E aqui entram dois pilares fundamentais: amor-próprio e merecimento. Amar-se é reconhecer que você não é apenas um corpo ou um reflexo, mas uma história viva, feita de qualidades e fragilidades. É aceitar-se em cada fase, sem a necessidade de se comparar o tempo todo. Merecer é se permitir ocupar espaços sem sentir culpa, acreditar que o valor não está apenas no que você oferece ao outro, mas também no simples fato de existir. Sem amor-próprio e merecimento, a imagem nunca será suficiente, sempre parecerá precisar de mais um filtro, mais um retoque.
Como dito pela pesquisadora Brené Brown, “acreditar que somos dignos de amor, pertencimento e alegria é o poder que move nossas vidas”. Diversos estudos em psicologia positiva também comprovam que autoestima e merecimento são pilares da saúde mental, relacionamentos e realização pessoal.

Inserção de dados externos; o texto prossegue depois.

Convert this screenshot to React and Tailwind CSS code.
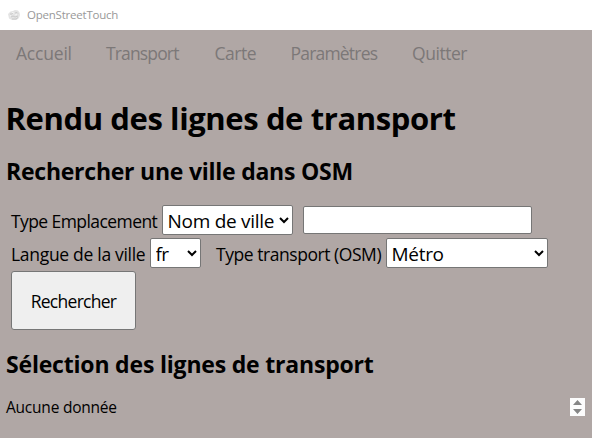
function TitleIcon() {
  return (
    <svg width="14" height="12" viewBox="0 0 14 12" aria-hidden="true">
      <path d="M1 5 3.500 2.500 6 2l2-1 3 .5 1.500 2L13 6l-1 3-2.500 2H5L2 9.500Z" fill="#e4e4e4" />
      <path d="M3 5h2l1-1M8 4l2-.5 1 1M4 8l2-1 2 1 3-1M5 10h4l2-1.500" fill="none" stroke="#c6c6c6" strokeWidth="0.9" />
      <path d="M5 3.500l2 .5M8 6l2-.5M3 7l1-.5" fill="none" stroke="#fafafa" strokeWidth="0.8" />
    </svg>
  );
}

function Select({ children, className }) {
  return (
    <select
      className={`h-[30px] shrink-0 rounded-[2px] border border-[#767676] bg-white px-0 pl-[0.5px] pt-px text-[19px] leading-[28px] text-black ${className}`}
    >
      <option>{children}</option>
    </select>
  );
}

export default function App() {
  return (
    <div className="flex h-[438px] w-[592px] flex-col overflow-hidden whitespace-nowrap bg-[#b0a7a5] font-['Open_Sans','Noto_Sans',sans-serif] text-black">
      <header className="flex h-[30px] items-center bg-white pl-[7px] text-[11.5px] tracking-[-0.22px] text-[#999999]">
        <TitleIcon />
        <span className="ml-[6px] leading-[30px]">OpenStreetTouch</span>
      </header>
      <nav className="flex h-[47px] items-center pl-4 text-[17.5px] leading-[47px] text-[#7c7878]">
        <span className="w-[90px] tracking-[-0.2px]">Accueil</span>
        <span className="w-[108.5px] tracking-[-0.85px]">Transport</span>
        <span className="w-[76px] tracking-[-0.45px]">Carte</span>
        <span className="w-[121.5px] tracking-[-0.8px]">Paramètres</span>
        <span className="tracking-[-0.45px]">Quitter</span>
      </nav>
      <main className="flex flex-col pl-[6px]">
        <h1 className="mt-[21px] text-[31px] font-bold leading-[40px] tracking-[-0.4px] -ml-[0.5px]">
          Rendu des lignes de transport
        </h1>
        <h2 className="mt-[17px] text-[23px] font-bold leading-[32px] tracking-[-0.24px]">
          Rechercher une ville dans OSM
        </h2>
        <form className="mt-[18px] flex flex-col gap-[3px] pl-[5px] text-[17.5px]">
          <div className="flex h-[30px] items-center">
            <label className="w-[151px] pt-px leading-[30px] tracking-[-0.58px]">Type Emplacement</label>
            <Select className="w-[131px] tracking-[-0.28px]">Nom de ville</Select>
            <input className="ml-[10px] h-[28px] w-[229px] rounded-[2px] border border-[#767676] bg-white" />
          </div>
          <div className="flex h-[30px] items-center">
            <label className="w-[139px] pt-px leading-[30px] tracking-[-0.3px]">Langue de la ville</label>
            <Select className="w-[51px] tracking-[-0.7px]">fr</Select>
            <label className="ml-[15px] w-[170px] pt-px leading-[30px] tracking-[-0.45px]">Type transport (OSM)</label>
            <Select className="w-[162px] tracking-[-0.3px]">Métro</Select>
          </div>
          <button
            type="button"
            className="h-[59px] w-[125px] rounded-[3px] border border-[#767676] bg-[#efefef] pt-px leading-[54px] tracking-[-0.72px]"
          >
            Rechercher
          </button>
        </form>
        <h2 className="mt-[18px] text-[23px] font-bold leading-[32px] tracking-[-0.19px]">
          Sélection des lignes de transport
        </h2>
        <div className="mt-[18px] flex h-[18px] items-center justify-between pr-[7px]">
          <span className="text-[15.5px] leading-[18px] tracking-[-0.22px]">Aucune donnée</span>
          <svg width="15" height="18" viewBox="0 0 15 18" className="bg-[#fcfcfc]" aria-hidden="true">
            <path d="M3 7h9L7.500 2ZM3 11h9l-4.500 5Z" fill="#858585" />
          </svg>
        </div>
      </main>
    </div>
  );
}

Nesse sentido, construir sua marca pessoal não é vaidade, mas um processo de autoconhecimento profundo. É perguntar: quem sou eu? Como quero ser visto e percebido? Qual mensagem quero transmitir? É alinhar imagem, postura e comunicação ao que realmente faz sentido para você.
Para refletir, pense em um ser pelo qual você sente amor incondicional. Se este ser estivesse triste ou em dificuldade, o que você faria? Provavelmente ofereceria colo, cuidado, escuta e incentivo. E quando é com você mesma? Por que tantas vezes somos tão rigorosos conosco, negando o mesmo amor e compaixão que oferecemos aos outros? Talvez esteja aqui a chave: recuperar o amor incondicional por nós mesmos.
Amar-se não significa egoísmo, mas reconhecer o próprio valor e cuidar das próprias necessidades. Priorizar o seu bem-estar não é negligenciar o outro, mas uma condição para relações verdadeiramente saudáveis. O amor-próprio é exercício constante e diário, feito de autocompaixão, gentileza e compreensão.
Reinventar-se é um movimento de dentro para fora. O mundo está pronto para receber sua melhor versão, mas, antes, ela precisa ser reconhecida por você.
Como já dito aqui nesta coluna antes, você é a única pessoa que estará com você para o resto da sua vida. Portanto, trate-se bem.
Não seja uma cópia. Seja uma edição única, exclusiva de si mesma.